COVID Presents Extra Challenges to Deaf Catholics
By Amanda Hudson, News Editor
September 24, 2020
Deacon David Zarembski’s wife, Elizabeth, is having a harder than usual time with communication during the pandemic.
 
Hard of hearing, she reads lips and, of course, store clerks and restaurant workers are all wearing masks. When she asks them to remove their masks so she can understand them, he says, “They just keep talking.”
 
Masks with clear panels over the mouth are not a perfect fix because language for hard-of-hearing and deaf people is communicated using not just the mouth but all of the face along with arms and hands. Focusing just on the mouth can be a distraction. 
 
Glare from lights and the lack of breathability also are downsides to such masks.
 
Msgr. Glenn Nelson, director of the Deaf Apostolate for the Rockford Diocese, says masks of any kind “really cut off half of the communication. It’s more than just lip reading.”
 
Msgr. Nelson has long served the diocesan deaf community by providing signed Masses around the diocese, monthly Masses at each of seven locations. All of those in-person, signed Masses stopped with COVID-19 restrictions.
 
Since those restrictions went into effect last March, Msgr. Nelson has been providing interpreted Masses live-streamed on the diocesan deaf apostolate Facebook page each week. 
 
The Zarembskis of Rockford and many others are watching those live-streams. 
 
Deacon Zarembski could watch the priest’s sign language from the side as he served at the altar. Now he is seeing the Mass anew from in front of the altar, virtually, and says he is picking up more of the intricacies of the special signs used at Mass. 
 
That close-up focus on the priest for those Masses is deliberate, Msgr. Nelson says. Part of that is technical. 
 
“It’s just me and my phone,” he says of his live-streamed Mass, filmed in the Chapel of the Immaculate Conception at the Diocesan Administration Center.
 
Some signed Masses online, perhaps filmed by a hearing person, may include sights of the church to provide some ambiance, he says. But moving the view away from the signing priest or making him smaller disrupts the visual communication and connection.
 
“I just bring (the view) right to me,” Msgr. Nelson says, adding that he uses the crucifix on the wall behind him in his communications about Jesus. 
 
Although interpreters make a Mass accessible to the deaf, looking at the interpreter means they must look away from the altar. 
 
Msgr. Nelson adds, “Part of the ministry is that I’m focusing on deaf culture ... speaking to a deaf heart.
 
“I’m always touched when I get a comment saying something like, ‘That is so clear! Wow! I get it!’ ”
 
Members of his online Mass community often respond to points in his homily with “Likes” and comments.
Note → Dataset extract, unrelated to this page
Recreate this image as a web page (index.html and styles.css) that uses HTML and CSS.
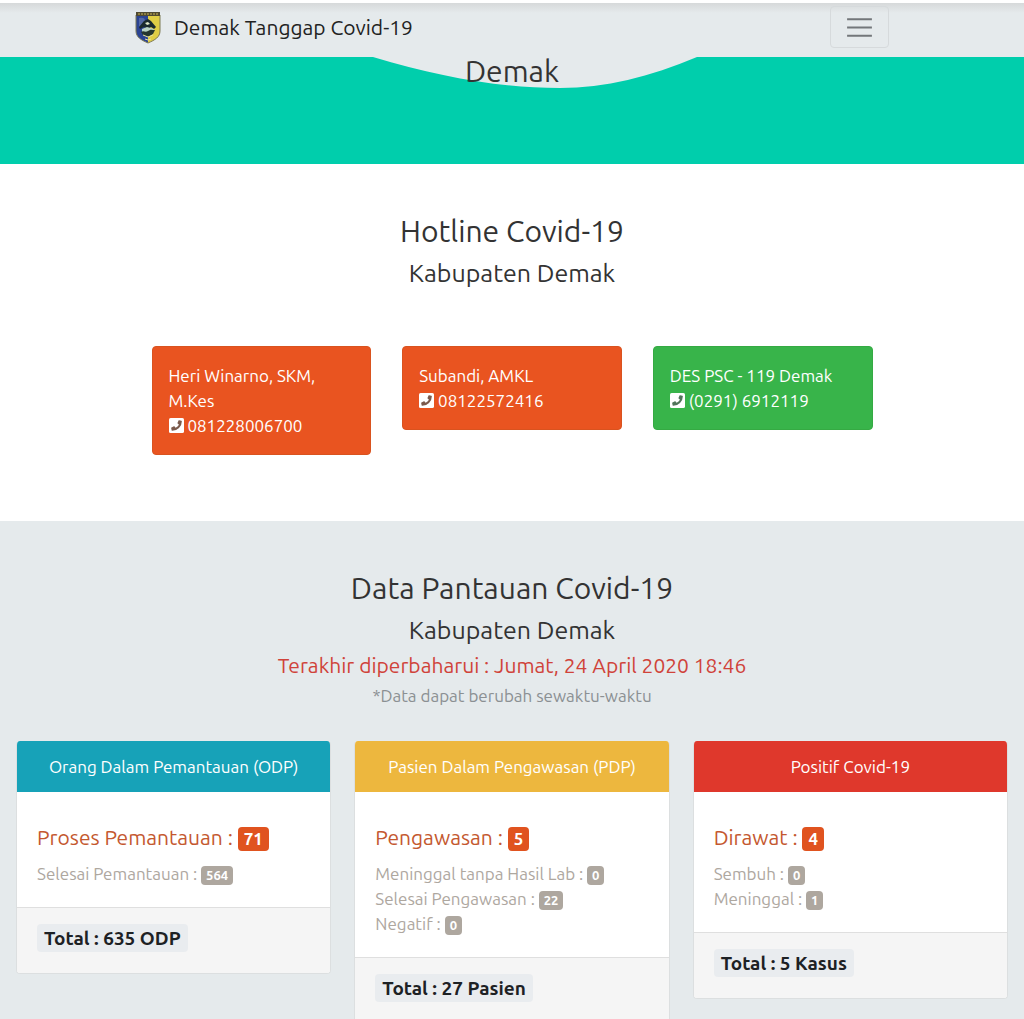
FILE: index.html
```html
<!DOCTYPE html>
<html lang="id">
<head>
  <meta charset="utf-8">
  <meta name="viewport" content="width=device-width, initial-scale=1">
  <title>Demak Tanggap Covid-19</title>
  <link rel="stylesheet" href="styles.css">
</head>
<body>
  <header class="navbar">
    <div class="navbar-inner">
      <a class="brand" href="#">
        <svg class="brand-logo" viewBox="0 0 26 33" aria-hidden="true">
          <path d="M1 4h12v28C6 29 1 26 1 20z" fill="#2b4493"/>
          <path d="M13 4h12v16c0 6-5 9-12 12z" fill="#dfce45"/>
          <path d="M1 4h24v16c0 6-5 9-12 12C6 29 1 26 1 20z" fill="none" stroke="#7d7a55" stroke-width="1"/>
          <path d="M1 1h24v4H1z" fill="#504a32"/>
          <path d="M3 3h20" stroke="#a3924a" stroke-width="1.500" stroke-dasharray="2 1"/>
          <path d="M4 7c4-1 6 0 6 3l-4 5-2 1z" fill="#5469a5"/>
          <path d="M13 8l3 2 5 6-2 2-3-2-3 2-4-2-4 2-1-2 5-6z" fill="#1a2b2f"/>
          <path d="M10 12l3-1 2 2-3 1z" fill="#dfe8c9"/>
          <path d="M7 18l5-2 7 2-2 5-6 1-4-2z" fill="#b9d3c4"/>
          <path d="M6 21c3-2 4 1 7-1s4-1 7-1l-2 4-5 3-5-2z" fill="#26372f"/>
          <path d="M8 24l5 2 5-2M10 28l3 1 3-1" stroke="#e6e3a0" fill="none"/>
        </svg>
        <span>Demak Tanggap Covid-19</span>
      </a>
      <button class="menu-button" type="button" aria-label="Menu">
        <svg viewBox="0 0 30 30" aria-hidden="true"><path d="M3 7h24M3 15h24M3 23h24" stroke="#73777a" stroke-width="2"/></svg>
      </button>
    </div>
  </header>

  <main>
    <section class="hero">
      <svg class="wave" viewBox="0 0 1024 107" preserveAspectRatio="none" aria-hidden="true">
        <path d="M0 0H373C440 20 500 31 560 31C605 31 650 20 697 0H1024V107H0Z" fill="#00ceac"/>
      </svg>
      <h1 class="title">Demak</h1>
    </section>

    <section class="hotline">
      <h2 class="title">Hotline Covid-19</h2>
      <p class="subtitle">Kabupaten Demak</p>
      <div class="contacts">
        <a class="contact" href="tel:081228006700">Heri Winarno, SKM, M.Kes<br>
          <svg class="phone" viewBox="0 0 14 14" aria-hidden="true"><rect width="14" height="14" rx="1.500" fill="#fff"/><path d="M9.400 2l2.200.5c.3.100.4.300.4.500A9 9 0 0 1 3 12c-.2 0-.4-.2-.5-.4L2 9.400c0-.2.100-.5.300-.6l2.300-1c.2-.1.500 0 .6.200l1 1.200A7.200 7.200 0 0 0 9.300 6.200L8.100 5.200c-.2-.2-.3-.4-.2-.6l1-2.300c.100-.2.300-.3.500-.3z" fill="#7b5a4c"/></svg>
          081228006700</a>
        <a class="contact" href="tel:08122572416">Subandi, AMKL<br>
          <svg class="phone" viewBox="0 0 14 14" aria-hidden="true"><rect width="14" height="14" rx="1.500" fill="#fff"/><path d="M9.400 2l2.200.5c.3.100.4.300.4.500A9 9 0 0 1 3 12c-.2 0-.4-.2-.5-.4L2 9.400c0-.2.100-.5.300-.6l2.300-1c.2-.1.500 0 .6.200l1 1.200A7.200 7.200 0 0 0 9.300 6.200L8.100 5.200c-.2-.2-.3-.4-.2-.6l1-2.300c.100-.2.300-.3.500-.3z" fill="#7b5a4c"/></svg>
          08122572416</a>
        <a class="contact contact-green" href="tel:02916912119">DES PSC - 119 Demak<br>
          <svg class="phone" viewBox="0 0 14 14" aria-hidden="true"><rect width="14" height="14" rx="1.500" fill="#fff"/><path d="M9.400 2l2.200.5c.3.100.4.300.4.500A9 9 0 0 1 3 12c-.2 0-.4-.2-.5-.4L2 9.400c0-.2.100-.5.300-.6l2.300-1c.2-.1.500 0 .6.200l1 1.200A7.200 7.200 0 0 0 9.300 6.200L8.100 5.200c-.2-.2-.3-.4-.2-.6l1-2.300c.100-.2.300-.3.500-.3z" fill="#51745a"/></svg>
          (0291) 6912119</a>
      </div>
    </section>

    <section class="data">
      <h2 class="title">Data Pantauan Covid-19</h2>
      <p class="subtitle">Kabupaten Demak</p>
      <p class="updated">Terakhir diperbaharui : Jumat, 24 April 2020 18:46</p>
      <p class="note">*Data dapat berubah sewaktu-waktu</p>
      <div class="cards">
        <article class="card">
          <h3 class="card-header header-odp">Orang Dalam Pemantauan (ODP)</h3>
          <div class="card-body">
            <p class="lead">Proses Pemantauan : <span class="badge badge-orange">71</span></p>
            <p class="stat">Selesai Pemantauan : <span class="badge">564</span></p>
          </div>
          <div class="card-footer"><strong class="total">Total : 635 ODP</strong></div>
        </article>
        <article class="card">
          <h3 class="card-header header-pdp">Pasien Dalam Pengawasan (PDP)</h3>
          <div class="card-body">
            <p class="lead">Pengawasan : <span class="badge badge-orange">5</span></p>
            <p class="stat">Meninggal tanpa Hasil Lab : <span class="badge">0</span></p>
            <p class="stat">Selesai Pengawasan : <span class="badge">22</span></p>
            <p class="stat">Negatif : <span class="badge">0</span></p>
          </div>
          <div class="card-footer"><strong class="total">Total : 27 Pasien</strong></div>
        </article>
        <article class="card">
          <h3 class="card-header header-positive">Positif Covid-19</h3>
          <div class="card-body">
            <p class="lead">Dirawat : <span class="badge badge-orange">4</span></p>
            <p class="stat">Sembuh : <span class="badge">0</span></p>
            <p class="stat">Meninggal : <span class="badge">1</span></p>
          </div>
          <div class="card-footer"><strong class="total">Total : 5 Kasus</strong></div>
        </article>
      </div>
    </section>
  </main>
</body>
</html>
```
FILE: styles.css
```css
* {
  box-sizing: border-box;
}

body {
  margin: 0;
  background: #fff;
  color: #333;
  font-family: Ubuntu, "Noto Sans", "Open Sans", sans-serif;
  font-size: 17px;
  line-height: 25px;
}

h1, h2, h3, p {
  margin: 0;
  font-weight: 400;
}

.navbar {
  position: sticky;
  top: 0;
  z-index: 1;
  border-top: 3px solid #fff;
  background: linear-gradient(#d6d9da, #e5eaec 10px);
}

.navbar-inner {
  display: flex;
  align-items: center;
  justify-content: space-between;
  max-width: 754px;
  margin: 0 auto;
  padding: 3px 0 9px;
}

.brand {
  display: flex;
  align-items: center;
  gap: 13px;
  color: #222;
  font-size: 21px;
  text-decoration: none;
}

.brand-logo {
  width: 26px;
  height: 33px;
}

.menu-button {
  display: grid;
  place-items: center;
  width: 59px;
  height: 42px;
  padding: 0;
  border: 1px solid #d6dadc;
  border-radius: 4px;
  background: transparent;
}

.menu-button svg {
  width: 31px;
  height: 31px;
}

.title {
  font-size: 30px;
  line-height: 37px;
  text-align: center;
}

.subtitle {
  margin-top: 5px;
  font-size: 25px;
  line-height: 36px;
  text-align: center;
}

.hero {
  display: grid;
  background: #e5eaec;
}

.hero > * {
  grid-area: 1 / 1;
}

.wave {
  width: 100%;
  height: 107px;
}

.hero .title {
  position: relative;
  margin-top: -4px;
}

.hotline {
  padding: 49px 16px 66px;
}

.contacts {
  display: grid;
  grid-template-columns: repeat(3, 1fr);
  align-items: start;
  gap: 31px;
  max-width: 721px;
  margin: 55px auto 0;
}

.contact {
  padding: 16px;
  border: 1px solid #d9531f;
  border-radius: 4px;
  background: #e95420;
  color: #fff;
  text-decoration: none;
}

.contact-green {
  border-color: #35aa43;
  background: #38b44a;
}

.phone {
  width: 15px;
  height: 15px;
  vertical-align: -1px;
}

.data {
  padding: 49px 16px 24px;
  background: #e5eaec;
}

.updated {
  margin-top: 1px;
  color: #d0433a;
  font-size: 21px;
  line-height: 32px;
  text-align: center;
}

.note {
  margin-top: 2px;
  color: #8b9093;
  text-align: center;
}

.cards {
  display: grid;
  grid-template-columns: repeat(3, 1fr);
  align-items: start;
  gap: 23px;
  margin-top: 33px;
}

.card {
  overflow: hidden;
  border: 1px solid #dcdfe0;
  border-top: 0;
  border-radius: 4px;
  background: #fff;
}

.card-header {
  margin: 0 -1px;
  padding: 13px 20px;
  color: #fff;
  font-size: 17px;
  text-align: center;
}

.header-odp {
  background: #17a2b8;
}

.header-pdp {
  background: #edb73e;
}

.header-positive {
  background: #df382c;
}

.card-body {
  padding: 28px 20px 21px;
}

.lead {
  margin-bottom: 7px;
  color: #c4582f;
  font-size: 21px;
  line-height: 34px;
}

.stat {
  color: #aea79f;
}

.badge {
  display: inline-block;
  padding: 0 5px;
  border-radius: 4px;
  background: #aea79f;
  color: #fff;
  font-size: 13px;
  font-weight: 700;
  line-height: 19px;
  vertical-align: baseline;
}

.badge-orange {
  padding: 0 6px;
  background: #e0531f;
  font-size: 17px;
  line-height: 24px;
}

.card-footer {
  padding: 16px 20px 21px;
  border-top: 1px solid #dfdfdf;
  background: #f5f5f5;
}

.total {
  display: inline-block;
  padding: 0 7px;
  border-radius: 4px;
  background: #e9ecef;
  color: #1d2124;
  font-size: 19px;
  line-height: 28px;
}
```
Viewers also can add petitions during the intercessory prayers.
 
The comments, he says, shows that among the 1,000 or so people who tune in each week are those from Ecuador, the Philippines, Malaysia, Kenya and Korea, who may type things like, “Greetings from Kenya!” before the Mass begins.
 
Pre-COVID, when Msgr. Nelson’s in-person signed Mass was not provided in a particular location, interpreters filled in. 
 
Now, he says, the entire diocesan deaf community, is “interacting every week, virtually.”  
 
Still, “It is difficult not to be with people,” he says. “It’s been a bit of a trade-off.”
 
He has encouraged members of the diocesan deaf Catholic community to try to make arrangements with their parishes to be able to receive Communion since obviously the live-stream Mass can’t provide the Eucharist to its viewers.
 
Msgr. Nelson has not quite settled on a procedure once the pandemic subsides.
 
To film an in-person signed Mass will be difficult to impossible, he says. “Now it’s just me in the frame” but an in-person Mass with the deaf community means he would be moving around. 
 
Having someone else film it would block the view for some in the pews, and some of his Mass locations simply are not big enough even with a small congregation.
 
“I might schedule one weekend each month for the live-stream,” he speculates. That would treat the online deaf community as an eighth location. 
 
Some in that online community have already been saying, “Please don’t leave me” as they anticipate the future.
 
“It’s hard for us not to be together,” Msgr. Nelson says of the deaf Catholic community, but the online Mass “has brought others in.
 
“We’ll figure out a way to bring them with us.”